__WHAT TO PRODUCE__: In the listing that follows, count every line with the word "components" in it and write only the total.

+ + +

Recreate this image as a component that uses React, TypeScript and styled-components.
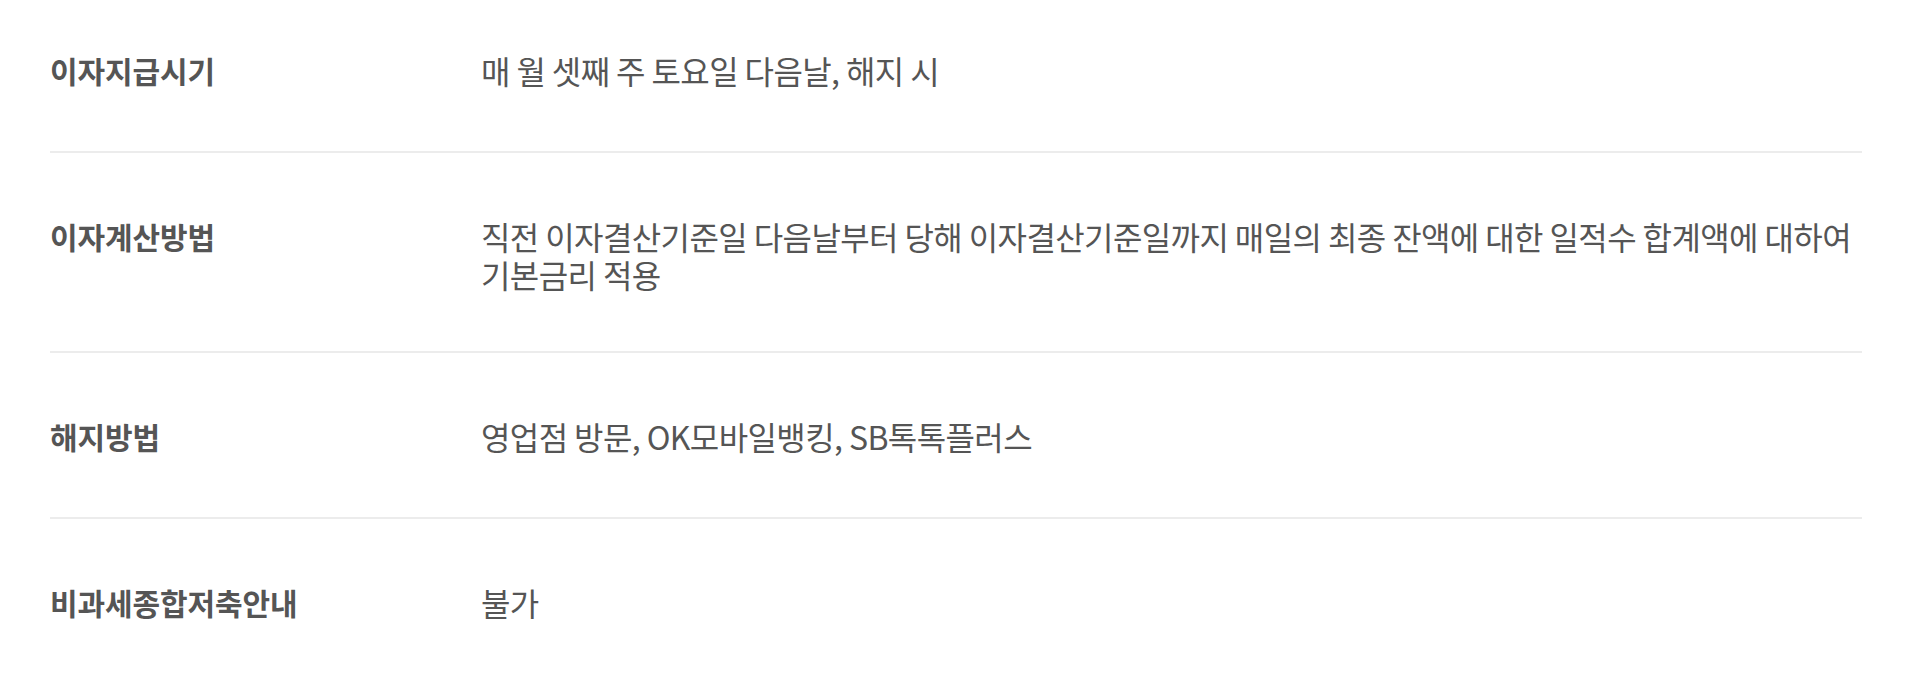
import * as React from 'react'
import styled, { createGlobalStyle } from 'styled-components'

const GlobalStyle = createGlobalStyle`
  html, body {
    margin: 0;
    padding: 0;
    background: #fff;
  }
  body {
    font-family: 'Noto Sans CJK KR', 'Noto Sans', sans-serif;
    color: #555;
  }
`

const rows = [
  { label: '이자지급시기', value: ['매 월 셋째 주 토요일 다음날, 해지 시'] },
  {
    label: '이자계산방법',
    value: [
      '직전 이자결산기준일 다음날부터 당해 이자결산기준일까지 매일의 최종 잔액에 대한 일적수 합계액에 대하여',
      '기본금리 적용',
    ],
  },
  { label: '해지방법', value: ['영업점 방문, OK모바일뱅킹, SB톡톡플러스'] },
  { label: '비과세종합저축안내', value: ['불가'] },
]

export default function App() {
  return (
    <>
      <GlobalStyle />
      <Wrapper>
        <List>
          {rows.map((row) => (
            <Row key={row.label}>
              <Label>{row.label}</Label>
              <Value>
                {row.value.map((line) => (
                  <Line key={line}>{line}</Line>
                ))}
              </Value>
            </Row>
          ))}
        </List>
      </Wrapper>
    </>
  )
}

const Wrapper = styled.div`
  padding: 0 50px;
`

const List = styled.dl`
  margin: 0;
`

const Row = styled.div`
  display: grid;
  grid-template-columns: 431px 1fr;
  align-items: start;
  padding: 60px 0 58px;
  border-bottom: 2px solid #ececec;

  &:first-child {
    padding-top: 47px;
  }
  &:last-child {
    border-bottom: none;
  }
`

const Label = styled.dt`
  font-size: 30px;
  line-height: 46px;
  font-weight: 700;
  letter-spacing: -0.1px;
`

const Value = styled.dd`
  margin: 0;
  padding-top: 4px;
  font-size: 32px;
  line-height: 38px;
  font-weight: 400;
  letter-spacing: -0.6px;
`

const Line = styled.div`
  white-space: nowrap;
`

+ + +

__FINAL ANSWER__: 2